Representation theory of $\operatorname{SO}(n)$ for large $n$ $\DeclareMathOperator{\SO}{\operatorname{SO}}\DeclareMathOperator{\SU}{\operatorname{SU}}$Background: In the quantum field theory literature people commonly consider "expansions" of $\SO(n)$ or $\SU(n)$ field theories in $1/n$ (see this wikipedia article). While this essentially restricts to an expansion on the level of perturbative QFT, more quantitative approaches exist for Spin-$\mathrm{O}(n)$ models, by comparison with spherical models. The general idea is that in the limit of large $n$, the field theory becomes Gaussian.

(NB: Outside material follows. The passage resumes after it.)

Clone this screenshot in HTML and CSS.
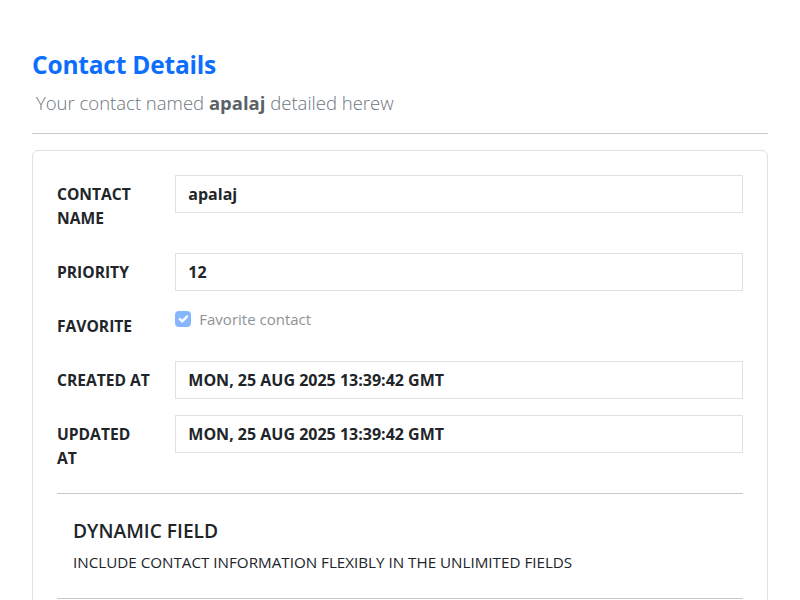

I was hoping to gain additional understanding into this "large spin-dimension limit" by studying the representation theory for $\SO(n)$ in the limit of large $n$. Morally, I would like to know if/how the group and representation theory of $\SO(n)$ "simplifies" for large $n$. More precisely, I am hoping for (1) bounds on Clebsch-Gordan coefficients in terms of $1/n$ and (2) some form of "approximate commutativity". In general, however, I have the following broad question:
Question: What is known on the asymptotic behavior of $\SO(n)$ as $n\to \infty$ in terms of its representation and group theory?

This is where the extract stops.